Het heeft hem zeker geïrriteerd dan de kritiek zijn werk niet naar waarde schatte en afdeed als ‘kapelmeestermuziek’. Maar achterf beschouwd kan worden vastgesteld dat Furtwängler als dirigent, componist en essayist een ietwat filosofisch ingestelde allround musicus maakte.

Zijn muziek getuigt van een groot bewustzijn van traditie, maar ook van enige onzekerheid die hij gedurende de Nazitijd moet hebben gehad. Vragen over cultuur en de toekomst daarvan zullen hem hebben gekweld. Als het om de drie symfonieën gaat, is dat heel begrijpelijk, want nr. 1 is uit 1941, nr. 2 uit 1945 en nr. 3 uit 1953.

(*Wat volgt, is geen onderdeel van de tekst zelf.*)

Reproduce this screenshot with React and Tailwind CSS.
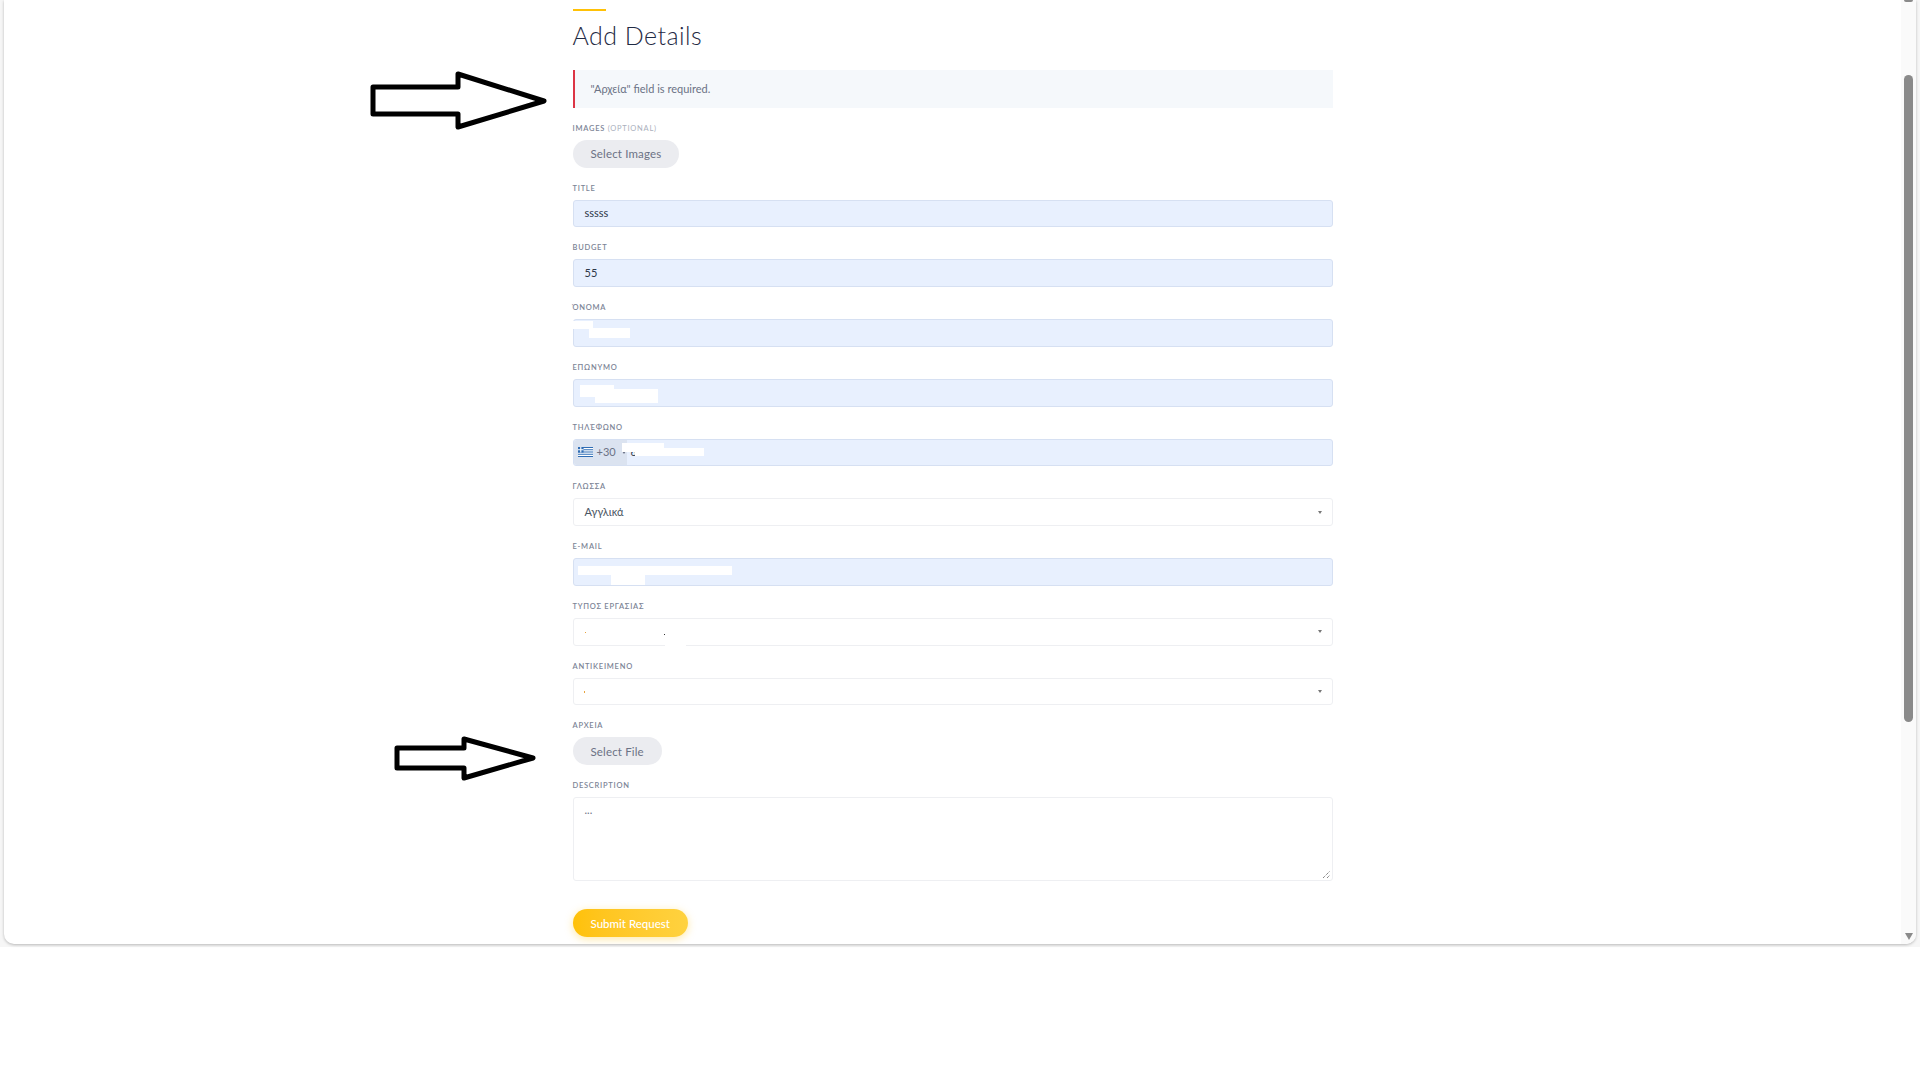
const font = "font-['Lato','Noto_Sans',sans-serif]";

function Label({ children, extra }) {
  return (
    <div className="h-[12px] mb-[6px] text-[7.5px] leading-[14px] tracking-[0.75px] font-semibold text-[#7c8496]">
      {children}
      {extra && <span className="text-[#aab0bd] font-normal"> {extra}</span>}
    </div>
  );
}

function Field({ label, extra, children }) {
  return (
    <div className="mb-[14px]">
      <Label extra={extra}>{label}</Label>
      {children}
    </div>
  );
}

function FilledInput({ value, children }) {
  return (
    <div className="relative h-[27.75px] rounded-[3px] border border-[#d6e0f2] bg-[#e8f0fe] flex items-center pl-[11px] text-[11px] text-[#2d3748] overflow-visible">
      {value}
      {children}
    </div>
  );
}

function SelectBox({ value, children }) {
  return (
    <div className="relative h-[27.75px] rounded-[3px] border border-[#eeeff2] bg-white flex items-center justify-between pl-[11px] pr-[10px] text-[11px] text-[#4b5563]">
      <span>{value}</span>
      <span className="w-0 h-0 border-x-[2.5px] border-x-transparent border-t-[3px] border-t-[#777]" />
      {children}
    </div>
  );
}

function GrayButton({ children }) {
  return (
    <button className="h-[28px] px-[18px] rounded-full bg-[#ebecf0] text-[11.5px] tracking-[0.15px] text-[#6b7285]">
      {children}
    </button>
  );
}

// painted-over bits of the screenshot
function Patch({ className }) {
  return <div className={`absolute bg-white ${className}`} />;
}

function GreekFlag() {
  return (
    <svg width="15" height="10" viewBox="0 0 27 18" className="shrink-0">
      <rect width="27" height="18" fill="#fff" />
      <path d="M0 1h27M0 5h27M0 9h27M0 13h27M0 17h27" stroke="#2f6db5" strokeWidth="2" />
      <rect width="10" height="10" fill="#2f6db5" />
      <path d="M5 0v10M0 5h10" stroke="#fff" strokeWidth="2" />
    </svg>
  );
}

function Arrow({ className, width, height, points }) {
  return (
    <svg className={`absolute ${className}`} width={width} height={height}>
      <polygon points={points} fill="#fff" stroke="#000" strokeWidth="5" strokeLinejoin="round" />
    </svg>
  );
}

export default function App() {
  return (
    <div className={`relative h-[1065px] bg-white overflow-hidden ${font}`}>
      <div className="w-[1920px] h-[947px] bg-[#f6f6f6]">
        <div className="ml-[4px] w-[1912px] h-[944px] bg-white rounded-b-[10px] shadow-[0_1px_3px_rgba(0,0,0,0.25)] flex overflow-hidden">
          <div className="flex-1">
            <div className="mx-auto w-[760px] pt-[9px]">
              <div className="w-[33px] h-[2px] bg-[#ffc107]" />
              <h2 className="mt-[9px] h-[30px] text-[25px] leading-[30px] font-light text-[#1f2a44] tracking-[0.45px]">Add Details</h2>
              <div className="mt-[20px] mb-[13.5px] h-[38px] bg-[#f5f8fb] border-l-2 border-[#dc3545] flex items-center pl-[16px] text-[11px] text-[#6b7285]">
                "Αρχεία" field is required.
              </div>

              <Field label="IMAGES" extra="(OPTIONAL)">
                <GrayButton>Select Images</GrayButton>
              </Field>
              <Field label="TITLE"><FilledInput value="sssss" /></Field>
              <Field label="BUDGET"><FilledInput value="55" /></Field>
              <Field label="ΌΝΟΜΑ">
                <FilledInput>
                  <Patch className="-left-px top-px w-[20px] h-[8px]" />
                  <Patch className="left-[15px] top-[8px] w-[41px] h-[10px]" />
                </FilledInput>
              </Field>
              <Field label="ΕΠΩΝΥΜΟ">
                <FilledInput>
                  <Patch className="left-[6px] top-[5px] w-[34px] h-[12px]" />
                  <Patch className="left-[21px] top-[9px] w-[63px] h-[14px]" />
                </FilledInput>
              </Field>
              <Field label="ΤΗΛΈΦΩΝΟ">
                <div className="relative h-[27.75px] rounded-[3px] border border-[#d6e0f2] bg-[#e8f0fe] flex items-center text-[11px]">
                  <div className="h-full w-[53px] bg-[#dbe3f0] rounded-l-[3px] flex items-center pl-[4px] gap-[4px] text-[#6b7285]">
                    <GreekFlag />
                    <span>+30</span>
                    <span className="ml-[2px] w-0 h-0 border-x-[2px] border-x-transparent border-t-[3px] border-t-[#6b7285]" />
                  </div>
                  <span className="ml-[4px] text-[#2d3748]">6</span>
                  <Patch className="left-[48px] top-[3px] w-[42px] h-[9px]" />
                  <Patch className="left-[61px] top-[8px] w-[69px] h-[8px]" />
                </div>
              </Field>
              <Field label="ΓΛΩΣΣΑ"><SelectBox value="Αγγλικά" /></Field>
              <Field label="E-MAIL">
                <FilledInput>
                  <Patch className="left-[4px] top-[7px] w-[154px] h-[9px]" />
                  <Patch className="left-[37px] top-[13px] w-[34px] h-[13px]" />
                </FilledInput>
              </Field>
              <Field label="ΤΥΠΟΣ ΕΡΓΑΣΙΑΣ">
                <SelectBox>
                  <div className="absolute left-[11px] top-[13px] w-px h-px bg-[#e8a33d]" />
                  <div className="absolute left-[90px] top-[15px] w-px h-px bg-[#333]" />
                  <Patch className="left-[91px] -bottom-px w-[21px] h-[3px]" />
                </SelectBox>
              </Field>
              <Field label="ΑΝΤΙΚΕΙΜΕΝΟ">
                <SelectBox>
                  <div className="absolute left-[10px] top-[12px] w-px h-[2px] bg-[#e8a33d]" />
                </SelectBox>
              </Field>
              <Field label="ΑΡΧΕΙΑ">
                <GrayButton>Select File</GrayButton>
              </Field>
              <Field label="DESCRIPTION">
                <div className="relative h-[84px] rounded-[3px] border border-[#eeeff2] bg-white pl-[11px] pt-[4px] text-[11px] text-[#6b7285]">
                  ...
                  <svg className="absolute right-[1px] bottom-[1px]" width="9" height="9" stroke="#555" strokeDasharray="1 1">
                    <path d="M1 8 8 1M5 8 8 5" />
                  </svg>
                </div>
              </Field>
              <button className="mt-[14px] h-[28px] px-[18px] rounded-full bg-gradient-to-r from-[#ffc107] to-[#ffd23f] text-[11.5px] font-medium text-white shadow-[0_2px_8px_rgba(255,193,7,0.35)]">
                Submit Request
              </button>
            </div>
          </div>
          {/* scrollbar */}
          <div className="w-[15px] bg-[#fafafa] flex flex-col items-center">
            <div className="w-[9px] h-[2px] bg-[#8a8a8a] rounded-b-[3px]" />
            <div className="mt-[73px] w-[9px] h-[647px] bg-[#8a8a8a] rounded-full" />
            <div className="mt-auto mb-[4px] w-0 h-0 border-x-[4.5px] border-x-transparent border-t-[7px] border-t-[#8a8a8a]" />
          </div>
        </div>
      </div>

      <Arrow className="left-[369px] top-[70px]" width="180" height="62" points="4,17 89,17 89,4 175,31 89,57 89,44 4,44" />
      <Arrow className="left-[393px] top-[735px]" width="144" height="48" points="4,13 71,13 71,4 140,23 71,43 71,33 4,33" />
    </div>
  );
}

Het gaat om omvangrijke werken waarin invloeden van Bruckner en Pfitzner te herkennen zijn, maar ook een uiting zijn van gevoelens in soms homofone, bitonale en polytonale vorm. De eerste symfonie werd aanvankelijk door hem teruggenomen na een beroerde repetitie met het Berlijns filharmonisch. Het werk heeft inderdaad een probleem: er vindt nauwelijks thematische en melodieuze ontwikkeling plaats in het vierdelige werk waarvan het korte scherzo het best slaagde.

Dapper probeert Albrecht er het beste van te maken, maar Alfred Walter (Marco Polo 8.223295) lukt dat nog net wat beter.

Van de drie symfonieën is de tweede als werk het beste geslaagd. Het werk is heel mooi georkestreerd en gestructureerd en – belangrijk – bevat de nodige boeiende melodieën. Collega Honegger, net bezig met zijn Symphonie liturgique, was vol lof. De dirigent beschouwde het als zijn spirituele testament en van de drie is dit werk het meest opgenomen. Groot zijn de onderlinge verschillen tussen de diverse opnamen niet. De proporties zijn weer groot met een eerste deel dat zo’n 24 minuten vergt.  

De eerste opname van de componist zelf met het Berlijns filharmonisch orkest uit 1950 (DG 457.722-2, samen met Schumann 4 op twee cd’s) valt snel af op grond van de povere monoklank. In 1950 maakte Furtwängler nog een opname met het Omroeporkest Stuttgart (Archipel ARPCD 276-2) die vooral interessant is dankzij toevoeging van een interview door Werner Egk. Maar de mooiste uitgave is niet die van Alfred Walter  (Marco Polo 8.223436) en ook niet die van Daniel Barenboim (Teldec 0927-43495-2), maar die van de componist uit 1953 met het Weens filharmonisch (Orfeo C 375.941 B).

De onvoltooide derde symfonie is van het drietal het minst geïnspireerd: net of de componist geen goede ideeën meer had. Maar wie het werk wil horen, kan goed bij Albrecht terecht, eventueel ook bij Sawallisch (Orfeo C 406-961 B).